Oyez Oyez Oyez. I do in the name of the Mayor, Aldermen and Burgesses of the Borough of Richmond, Lords of the Manor and Borough of Richmond in the County of York hereby proclaim and declare this to be the ancient and undoubted boundary of the said Manor and Borough against the Manors or Lordships of:

Hipswell/Hudswell, Easby, Aske, Hipswell/Hudswell

God Save the Queen and the Lords of the Manors.

At two points along the route the Mayor is carried on the back of the Waterwader to the centre of the River Swale as the boundary at these points runs along the centre of the river. It is not unusual for the Mayor to get wet at these stages!

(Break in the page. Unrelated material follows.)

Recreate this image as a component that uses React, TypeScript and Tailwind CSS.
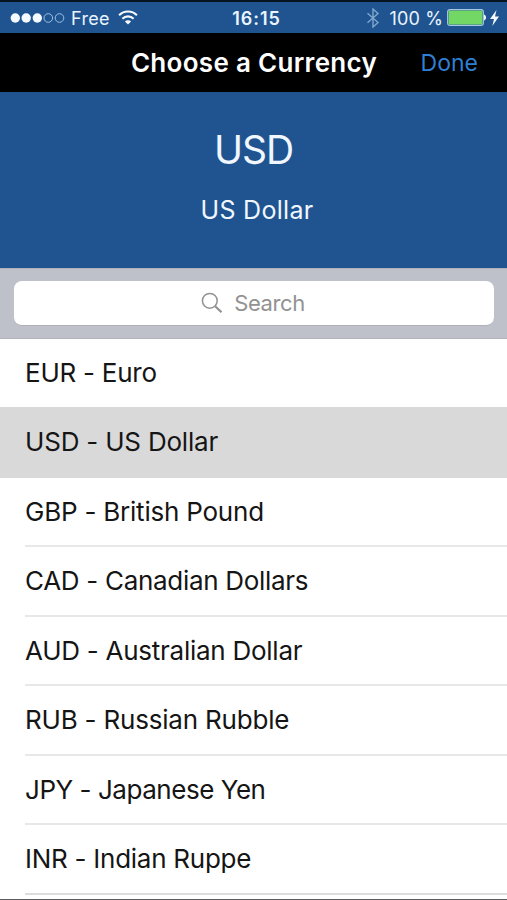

Having proceeded along the boundary to Sandford House where an outbuilding straddles the boundary, the Mayor casts a stone over the roof to denote that the boundary runs through the building.

At the completion of the walk, the Town Clerk records the names of all who completed the full distance of the boundary and they receive a certificate.

Septennial Boundary Riding

 


It is one of Richmond's many little quirks, and something which baffles visitors and newcomers to the town – why do the Christmas decorations include a parrot?

The answer lies in a book, The Christmas Parrot, written in 2003 by Tom Carr (a teacher at the old Richmond Grammar School). According to the story, the parrot was bought as part of a job lot from Blackpool illuminations many years ago. There were many other random decorations but the parrot seems to have been embraced by the town and now enjoys celebrity status.

The Richmond Christmas lights are funded and organised by Richmond Duck Club, a charity which raises cash for young people in the area.

Oh yay oh yay. Richmond has its own town crier who announces around 15 special events every year. If you are in town on one of these days, you will no doubt hear the proclamations echoing around the Market Place.